Yeah, I had Jessica`s reaction to it. Again, the problem with being given the white view of the world is that we have the white view of the world. That is, we`re being shown a story and a development, but we`re being shown that from the white perspective. There have been characters of color all along, but they are only allowed to be peripheral, as viewed through the white lens. Even characters like Carla, who are clearly pivotal to the primaries on the show, are never able to show their interior life. I realize the principal cast has the focus, and everything else is supporting, but a vignette here or there would go a long way to showing that the writers understand that this is a limitation of the way they`ve chosen to stretch the canvas. Otherwise I get worried it`s a limitation of the writers` perspective.


Hayden - Sep 20, 2010 8:15:50 am PDT #6830 of 12003
aka "The artist formerly known as Corwood Industries."
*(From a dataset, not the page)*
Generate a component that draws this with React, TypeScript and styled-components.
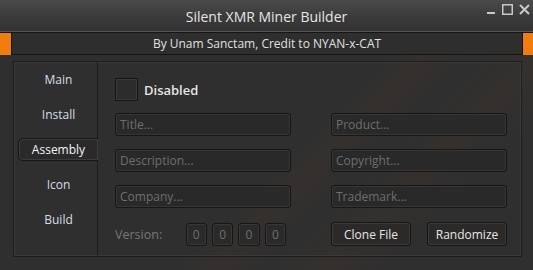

I think it's definitely conscious. Having an African-American character of consequence on the show (or any other Person of Color, for that matter) would ring false for the same reason that all of the casual racism rings true: that was accurate for this world. It's like Louis C.K.'s joke about how black people would never use a time machine to go back before around 1986. They've given us subtle clues in the past to Carla's inner life, but switching focus to her would seem to me like pandering to the audience. I mean, she's been in what?, three minutes, maybe? of this season. But, that said, I completely approve of Peggy's growing political awareness. There's a great book about the women's movement in the civil right movement called Personal Politics by Sara Evans, which deals quite a bit with how neanderthalish all of these liberal dudes were in the 60s. Another example that just struck me: Robert Downey Sr's movie Putney Swope, meant as a satire of advertising and capitalism and insidious racism in society that comes across now as some of the most cluelessly racist crap that a white liberal could sling at the screen outside of the liberal John Ford directing the archconservative John Wayne to talk down to archbadass Woody Strode in his films.